(begin)

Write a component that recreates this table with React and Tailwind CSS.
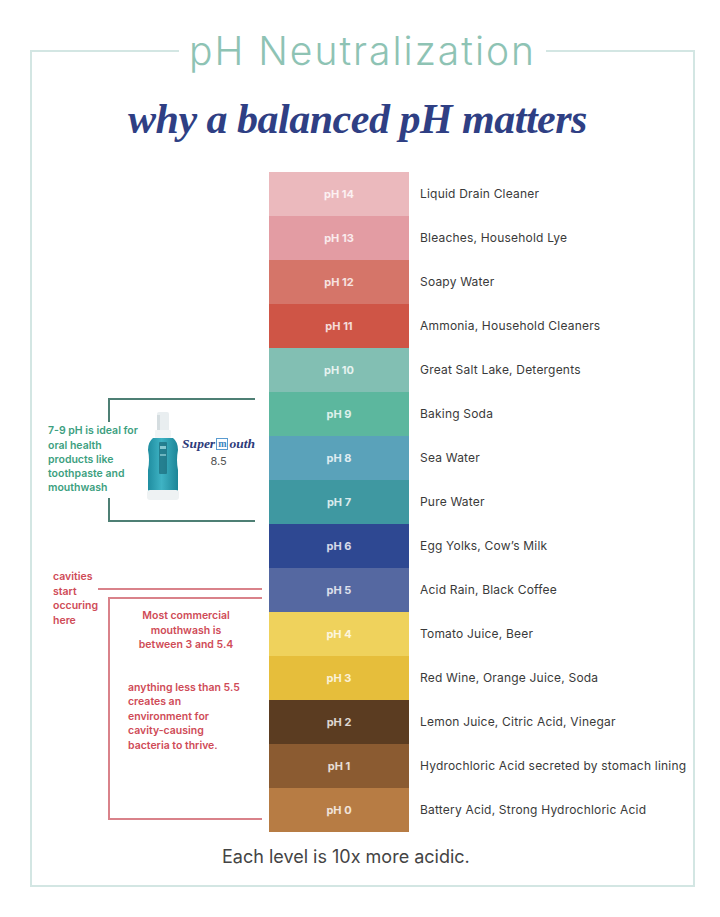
import React from 'react';

const levels = [
  { ph: 14, bg: 'bg-[#ebb9bd]', label: 'Liquid Drain Cleaner' },
  { ph: 13, bg: 'bg-[#e39ca3]', label: 'Bleaches, Household Lye' },
  { ph: 12, bg: 'bg-[#d57569]', label: 'Soapy Water' },
  { ph: 11, bg: 'bg-[#cf5546]', label: 'Ammonia, Household Cleaners' },
  { ph: 10, bg: 'bg-[#82bfb3]', label: 'Great Salt Lake, Detergents' },
  { ph: 9, bg: 'bg-[#5cb79e]', label: 'Baking Soda' },
  { ph: 8, bg: 'bg-[#5aa2ba]', label: 'Sea Water' },
  { ph: 7, bg: 'bg-[#3f98a1]', label: 'Pure Water' },
  { ph: 6, bg: 'bg-[#2e4892]', label: 'Egg Yolks, Cow’s Milk' },
  { ph: 5, bg: 'bg-[#5568a1]', label: 'Acid Rain, Black Coffee' },
  { ph: 4, bg: 'bg-[#efd25c]', label: 'Tomato Juice, Beer' },
  { ph: 3, bg: 'bg-[#e6be3b]', label: 'Red Wine, Orange Juice, Soda' },
  { ph: 2, bg: 'bg-[#5b3c21]', label: 'Lemon Juice, Citric Acid, Vinegar' },
  { ph: 1, bg: 'bg-[#8b5b31]', label: 'Hydrochloric Acid secreted by stomach lining' },
  { ph: 0, bg: 'bg-[#b77c44]', label: 'Battery Acid, Strong Hydrochloric Acid' },
];

const Bottle = () => (
  <svg width="36" height="88" viewBox="0 0 36 88" className="shrink-0">
    <defs>
      <linearGradient id="body" x1="0" x2="1" y1="0" y2="0">
        <stop offset="0" stopColor="#1f8da0" />
        <stop offset="0.45" stopColor="#3fb3c4" />
        <stop offset="1" stopColor="#1c8597" />
      </linearGradient>
    </defs>
    <rect x="12" y="0" width="12" height="20" rx="2" fill="#e9eef0" />
    <rect x="12" y="3" width="3" height="16" fill="#d5dde0" />
    <rect x="10" y="18" width="16" height="8" rx="1" fill="#f2f5f6" />
    <path d="M8 26 Q3 30 3 38 Q5 48 3 58 L3 78 Q3 82 7 82 L29 82 Q33 82 33 78 L33 58 Q31 48 33 38 Q33 30 28 26 Z" fill="url(#body)" />
    <rect x="14" y="30" width="8" height="32" rx="1" fill="#1b6b7a" opacity="0.7" />
    <rect x="15" y="34" width="6" height="3" fill="#9fd9e0" opacity="0.8" />
    <rect x="15" y="42" width="6" height="2" fill="#9fd9e0" opacity="0.6" />
    <rect x="2" y="78" width="32" height="10" rx="3" fill="#eef2f3" />
  </svg>
);

const App = () => {
  return (
    <div className="w-[720px] h-[917px] bg-white overflow-hidden font-['Inter',sans-serif]">
      <fieldset className="ml-[30px] mr-[25px] mt-[31px] border-2 border-[#d3e6e3] pb-[16px]">
        <legend className="mx-auto px-[10px] text-[39px] leading-none font-light text-[#8ec3b4] tracking-[2px]">
          pH Neutralization
        </legend>

        <h2 className="mt-[28px] text-center text-[42px] leading-none italic font-bold text-[#2f3f84] font-['Liberation_Serif',serif] tracking-[-0.5px] pr-[10px]">
          why a balanced pH matters
        </h2>

        <div className="mt-[32px] flex">
          {/* left annotations */}
          <div className="w-[237px] shrink-0">
            {/* ideal range bracket */}
            <div className="mt-[226px] ml-[76px] mr-[14px] h-[124px] border-y-2 border-[#4e7f74] flex flex-col justify-between">
              <div className="w-[2px] h-[22px] bg-[#4e7f74]" />
              <div className="h-[76px] -ml-[60px] flex items-center">
                <p className="w-[104px] text-[10.5px] leading-[14.25px] font-semibold text-[#3d9f7f] whitespace-nowrap">
                  7-9 pH is ideal for
                  <br />
                  oral health
                  <br />
                  products like
                  <br />
                  toothpaste and
                  <br />
                  mouthwash
                </p>
                <div className="ml-[5px] mb-[8px]">
                  <Bottle />
                </div>
                <div className="ml-[1px] mb-[16px] flex flex-col items-center">
                  <span className="font-['Liberation_Serif',serif] italic font-bold text-[13.5px] leading-none text-[#2d3a7a] whitespace-nowrap">
                    Super
                    <span className="inline-block not-italic border border-[#5a9bd0] text-[#3d86c0] text-[10px] leading-[10px] px-[1px] mx-[1px] align-[1px]">m</span>
                    outh
                  </span>
                  <span className="mt-[6px] text-[11px] leading-none text-[#555]">8.5</span>
                </div>
              </div>
              <div className="w-[2px] h-[22px] bg-[#4e7f74]" />
            </div>

            {/* cavity zone */}
            <div className="mt-[48px] flex">
              <p className="ml-[21px] w-[45px] text-[10.5px] leading-[14.5px] font-semibold text-[#cf4b57]">
                cavities start occuring here
              </p>
              <div className="flex-1 mr-[7px]">
                <div className="mt-[18px] h-[2px] bg-[#d9828a]" />
                <div className="mt-[7px] ml-[10px] h-[223px] border-y-2 border-l-2 border-[#d9828a]">
                  <p className="pt-[10px] text-center text-[10.5px] leading-[14.5px] font-semibold text-[#cf4b57]">
                    Most commercial
                    <br />
                    mouthwash is
                    <br />
                    between 3 and 5.4
                  </p>
                  <p className="mt-[28px] pl-[18px] text-[10.5px] leading-[14.5px] font-semibold text-[#cf4b57] whitespace-nowrap">
                    anything less than 5.5
                    <br />
                    creates an
                    <br />
                    environment for
                    <br />
                    cavity-causing
                    <br />
                    bacteria to thrive.
                  </p>
                </div>
              </div>
            </div>
          </div>

          {/* pH scale */}
          <div className="w-[140px] shrink-0 flex flex-col">
            {levels.map((lvl) => (
              <div key={lvl.ph} className={`h-[44px] flex items-center justify-center ${lvl.bg}`}>
                <span className="text-[11px] font-bold text-white/80">pH {lvl.ph}</span>
              </div>
            ))}
          </div>

          {/* examples */}
          <div className="pl-[11px] flex flex-col">
            {levels.map((lvl) => (
              <div key={lvl.ph} className="h-[44px] flex items-center">
                <span className="text-[12px] tracking-[0.2px] text-[#3a3a3a] whitespace-nowrap">{lvl.label}</span>
              </div>
            ))}
          </div>
        </div>

        <p className="mt-[13px] pl-[190px] text-[18px] leading-[24px] text-[#444]">
          Each level is 10x more acidic.
        </p>
      </fieldset>
    </div>
  );
};

export default App;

(end)

WHAT IS BEING ASKED: Leave out the pictures and repeat the lines from the start of the material through the line with "import React from 'react';", inclusive.

SOLUTION BELOW:
Write a component that recreates this table with React and Tailwind CSS.
import React from 'react';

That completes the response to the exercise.